Recent Accounting Standards Not Yet Adopted

In December 2023, the FASB issued ASU No. 2023-09, Income Taxes (Topic 740): "Improvements to Income Tax Disclosures", which modifies FASB Accounting Standards Codification 740 to enhance the transparency and decision usefulness of income tax disclosures. ASU No. 2023-09 is effective on a prospective basis for annual periods beginning after December 15, 2024, with early adoption permitted. The Company is currently evaluating the impact of this new guidance and expects to adopt it in the annual report for the fiscal year ending December 31, 2025.

In November 2024, the FASB issued ASU 2024-03, “Income Statement-Reporting Comprehensive Income-Expense Disaggregation Disclosures (Subtopic 220-40): Disaggregation of Income Statement Expenses.” This update requires public entities to disclose additional information about specific expense categories in the notes to the financial statements on both an interim and annual basis. Subsequently, in January 2025, the FASB issued ASU 2025-01, “Income Statement-Reporting Comprehensive Income-Expense Disaggregation Disclosures (Subtopic 220-40): Clarifying the Effective Date. The new guidance is effective for the Company for fiscal years beginning after December 15, 2026, and for interim periods within annual reporting periods beginning after December 15, 2027. It may be applied on a retrospective or prospective basis, with early adoption permitted. The Company is currently evaluating the update to determine the impact on the Company’s disclosures.

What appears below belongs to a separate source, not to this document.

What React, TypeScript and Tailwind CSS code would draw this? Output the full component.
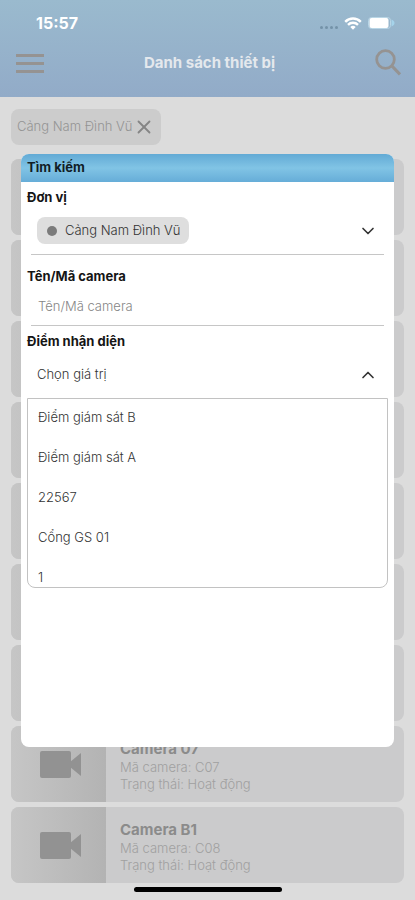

In July 2025, the FASB issued Accounting Standards Update 2025-05, Financial Instruments—Credit Losses (Topic 326): Measurement of Credit Losses for Accounts Receivable and Contract Assets. The ASU provides a practical expedient for estimating expected credit losses on current accounts receivable and contract assets arising from revenue transactions under ASC 606. Under the expedient, entities may assume that conditions existing as of the balance-sheet date will remain unchanged over the remaining life of those assets, thereby simplifying the estimation process for short-term receivables. The amendments are effective for fiscal years beginning after December 15, 2025, including interim periods within those fiscal years, with early adoption permitted. The Company is currently evaluating the impact of this ASU on its consolidated financial statements and related disclosures.

In September 2025, the FASB issued ASU 2025-06, "Intangibles — Goodwill and Other — Internal-Use Software (Subtopic 350-40): Targeted Improvements to the Accounting for Internal-Use Software", ASU 2025-06 updates the accounting for internal-use software by removing the previous “project stage” model and requiring capitalization only when management authorizes and commits to funding a project that is probable of completion. The ASU also adds guidance on assessing development uncertainty, incorporates website development into Subtopic 350-40, and aligns presentation and disclosure requirements with ASC 360. The amendments are effective for annual periods beginning after December 15, 2027, and interim periods within those years, with early adoption permitted. Entities may apply the standard prospectively, modified-prospectively, or retrospectively. The Company is currently evaluating the impact of this guidance and does not expect the adoption to have a material effect on its consolidated financial statements.

Adoption of New Accounting Pronouncements

In November 2023, the FASB issued ASU 2023-07, “Segment Reporting (Topic 280): Improvements to Reportable Segment Disclosures.” The amendments in this ASU improve segment reporting requirements, primarily through enhanced disclosures on significant segment expenses. Other disclosures that the ASU requires public entities to provide include the title and position of the Chief Operating Decision Maker (“CODM”) and an explanation of how the CODM uses the reported measure(s) of segment profit or loss in assessing segment performance and deciding how to allocate resources. In addition, the amendments enhance interim disclosure requirements, clarify circumstances in which an entity can disclose multiple segment measures of profit or loss, provide new segment disclosure requirements for entities with a single reportable segment, and contain other disclosure requirements. The amendments in this ASU are effective for fiscal years beginning after December 15, 2023 and interim periods within fiscal years beginning after December 15, 2024. Early adoption is permitted. A public entity should apply the amendments in this ASU retrospectively to all prior periods presented in the financial statements. The Company adopted this ASU for the year ended December 31, 2024, and has disclosed significant expenses reviewed by the CODM for each reportable segment, with no additional significant expenses identified beyond those presented. See Note 17, “Segment and Geographic Data” to the Condensed Consolidated Financial Statements.